An important conclusion we can draw is that after executing the fast-forward, the physical version of the data for PK<=300 will become the same as that in SNAPSHOT 2.

Then, SNAPSHOT 2 can continue the copying process.

A question to ponder: Why is the catchup step necessary? Can it be omitted?

Algorithm Flow Chart

As described above, a typical VStream process is as follows, experiencing one crash recovery during the process. The numbers in parentheses indicate the order of operations.

Algorithm Flow

(1) Start with repeatable read isolation level, initiating a consistent snapshot transaction.

(2)(3)(4): Perform full replication, copying data with PK≤300

crash: At this point, the server crashes for an unknown reason

(5): After service recovery, some SQL operations are executed, involving DML for PK≤300, necessitating a catch-up to update this data.

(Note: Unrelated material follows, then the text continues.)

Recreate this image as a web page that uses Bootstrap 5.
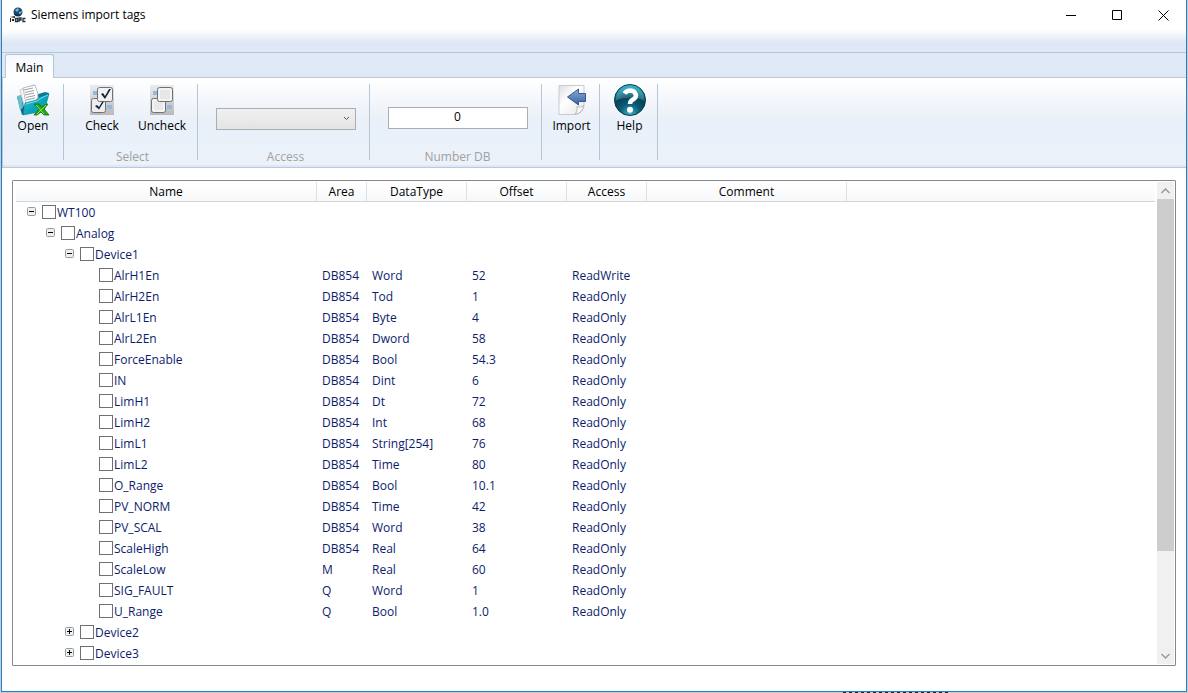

(6): Take another snapshot

(7): During the snapshot, more SQL updates might occur for rows ≤300, thus necessitating a fast-forward

(8)(9): Full replication, copying data with PK≤400

(10): Continuous binlog synchronization

Note: Snapshot 2 in (6) targets only data with PK>300. Hence, it's necessary to perform catch-up and fast-forward before and after it for data with PK<=300. Through catch-up and fast-forward, even after a crash, the data for PK<300 at the time of snapshot 2 will be as it was at GTID 220, ensuring that all data during snapshot 2 (PK<300, PK>=300) is up-to-date as of GTID 220.

Note: The pk<= numbers in (8)(9) in the diagram should not all be 400. These two processes represent continuing the replication from PK>300 after the fast-forward is completed.